Return all of the data exactly, with nothing left out but the pictures.

--- start of GIVEN DATA ---

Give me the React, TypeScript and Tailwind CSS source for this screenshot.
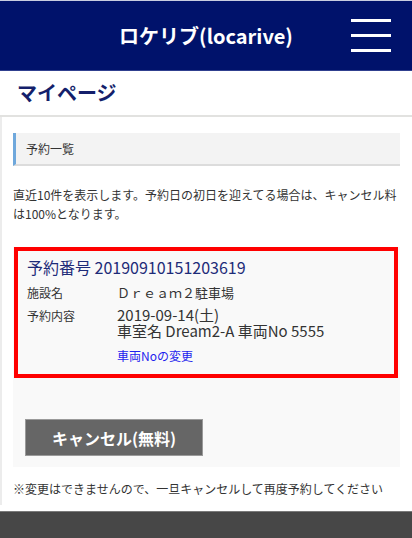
export default function App() {
    return (
        <div className="w-[412px] min-h-[538px] bg-white font-['Noto_Sans_CJK_JP','Noto_Sans',sans-serif] text-[#333]">
            {/* Header */}
            <header className="h-[71px] bg-[#00126b] border-t border-[#c8cce0] border-b border-b-[#30408f] grid grid-cols-[1fr_auto_1fr] items-center">
                <div />
                <h1 className="text-white text-[20px] font-bold leading-none">ロケリブ(locarive)</h1>
                <div className="flex justify-end pr-[21px]">
                    <button className="w-[40px] flex flex-col gap-[12px]">
                        <span className="block h-[3px] bg-white" />
                        <span className="block h-[3px] bg-white" />
                        <span className="block h-[3px] bg-white" />
                    </button>
                </div>
            </header>

            {/* Page title */}
            <div className="h-[46px] px-[17px] flex items-center border-b-2 border-[#e2e2e0]">
                <h2 className="text-[20px] font-bold text-[#141f6b] leading-none">マイページ</h2>
            </div>

            {/* Content */}
            <main className="border-l-2 border-[#ececec] pl-[11px] pr-[12px] pt-[16px] pb-[6px]">
                <div className="h-[33px] bg-[#f3f3f3] border-l-[3px] border-[#6fa8dc] border-b-2 border-b-[#dcdcdc] flex items-center pl-[10px]">
                    <span className="text-[12px]">予約一覧</span>
                </div>

                <p className="mt-[19px] text-[12px] leading-[19px]">
                    直近10件を表示します。予約日の初日を迎えてる場合は、キャンセル料は100%となります。
                </p>

                {/* Reservation card */}
                <div className="mt-[24px] bg-[#f9f9f9] pb-[11px]">
                    <div className="ml-px mr-[2px] border-4 border-[#ff0000] px-[9px] pt-[4px] pb-[10px]">
                        <div className="text-[16px] leading-[24px] text-[#1d2b78]">予約番号 20190910151203619</div>
                        <div className="mt-[4px] flex">
                            <span className="w-[90px] shrink-0 text-[12px] leading-[20px]">施設名</span>
                            <span className="text-[13px] leading-[20px]">Ｄｒｅａｍ２駐車場</span>
                        </div>
                        <div className="mt-[3px] flex items-start">
                            <span className="w-[90px] shrink-0 text-[12px] leading-[20px]">予約内容</span>
                            <div className="mt-[1px]">
                                <div className="text-[15px] leading-[16px]">2019-09-14(土)</div>
                                <div className="text-[15px] leading-[16px]">車室名 Dream2-A 車両No 5555</div>
                                <a className="block mt-[9px] text-[12px] leading-[16px] text-[#1f1fee]">車両Noの変更</a>
                            </div>
                        </div>
                    </div>

                    <button className="mt-[41px] ml-[12px] w-[178px] h-[37px] bg-[#666666] border border-[#9a9a9a] text-white text-[16px] font-bold">
                        キャンセル(無料)
                    </button>
                </div>

                <p className="mt-[12px] text-[12px] leading-[20px]">
                    ※変更はできませんので、一旦キャンセルして再度予約してください
                </p>
            </main>

            {/* Footer */}
            <footer className="mt-[6px] h-[27px] bg-[#474747] border-t border-[#7a7a7a]" />
        </div>
    );
}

--- end of GIVEN DATA ---

* IN RESPONSE
Give me the React, TypeScript and Tailwind CSS source for this screenshot.
export default function App() {
    return (
        <div className="w-[412px] min-h-[538px] bg-white font-['Noto_Sans_CJK_JP','Noto_Sans',sans-serif] text-[#333]">
            {/* Header */}
            <header className="h-[71px] bg-[#00126b] border-t border-[#c8cce0] border-b border-b-[#30408f] grid grid-cols-[1fr_auto_1fr] items-center">
                <div />
                <h1 className="text-white text-[20px] font-bold leading-none">ロケリブ(locarive)</h1>
                <div className="flex justify-end pr-[21px]">
                    <button className="w-[40px] flex flex-col gap-[12px]">
                        <span className="block h-[3px] bg-white" />
                        <span className="block h-[3px] bg-white" />
                        <span className="block h-[3px] bg-white" />
                    </button>
                </div>
            </header>

            {/* Page title */}
            <div className="h-[46px] px-[17px] flex items-center border-b-2 border-[#e2e2e0]">
                <h2 className="text-[20px] font-bold text-[#141f6b] leading-none">マイページ</h2>
            </div>

            {/* Content */}
            <main className="border-l-2 border-[#ececec] pl-[11px] pr-[12px] pt-[16px] pb-[6px]">
                <div className="h-[33px] bg-[#f3f3f3] border-l-[3px] border-[#6fa8dc] border-b-2 border-b-[#dcdcdc] flex items-center pl-[10px]">
                    <span className="text-[12px]">予約一覧</span>
                </div>

                <p className="mt-[19px] text-[12px] leading-[19px]">
                    直近10件を表示します。予約日の初日を迎えてる場合は、キャンセル料は100%となります。
                </p>

                {/* Reservation card */}
                <div className="mt-[24px] bg-[#f9f9f9] pb-[11px]">
                    <div className="ml-px mr-[2px] border-4 border-[#ff0000] px-[9px] pt-[4px] pb-[10px]">
                        <div className="text-[16px] leading-[24px] text-[#1d2b78]">予約番号 20190910151203619</div>
                        <div className="mt-[4px] flex">
                            <span className="w-[90px] shrink-0 text-[12px] leading-[20px]">施設名</span>
                            <span className="text-[13px] leading-[20px]">Ｄｒｅａｍ２駐車場</span>
                        </div>
                        <div className="mt-[3px] flex items-start">
                            <span className="w-[90px] shrink-0 text-[12px] leading-[20px]">予約内容</span>
                            <div className="mt-[1px]">
                                <div className="text-[15px] leading-[16px]">2019-09-14(土)</div>
                                <div className="text-[15px] leading-[16px]">車室名 Dream2-A 車両No 5555</div>
                                <a className="block mt-[9px] text-[12px] leading-[16px] text-[#1f1fee]">車両Noの変更</a>
                            </div>
                        </div>
                    </div>

                    <button className="mt-[41px] ml-[12px] w-[178px] h-[37px] bg-[#666666] border border-[#9a9a9a] text-white text-[16px] font-bold">
                        キャンセル(無料)
                    </button>
                </div>

                <p className="mt-[12px] text-[12px] leading-[20px]">
                    ※変更はできませんので、一旦キャンセルして再度予約してください
                </p>
            </main>

            {/* Footer */}
            <footer className="mt-[6px] h-[27px] bg-[#474747] border-t border-[#7a7a7a]" />
        </div>
    );
}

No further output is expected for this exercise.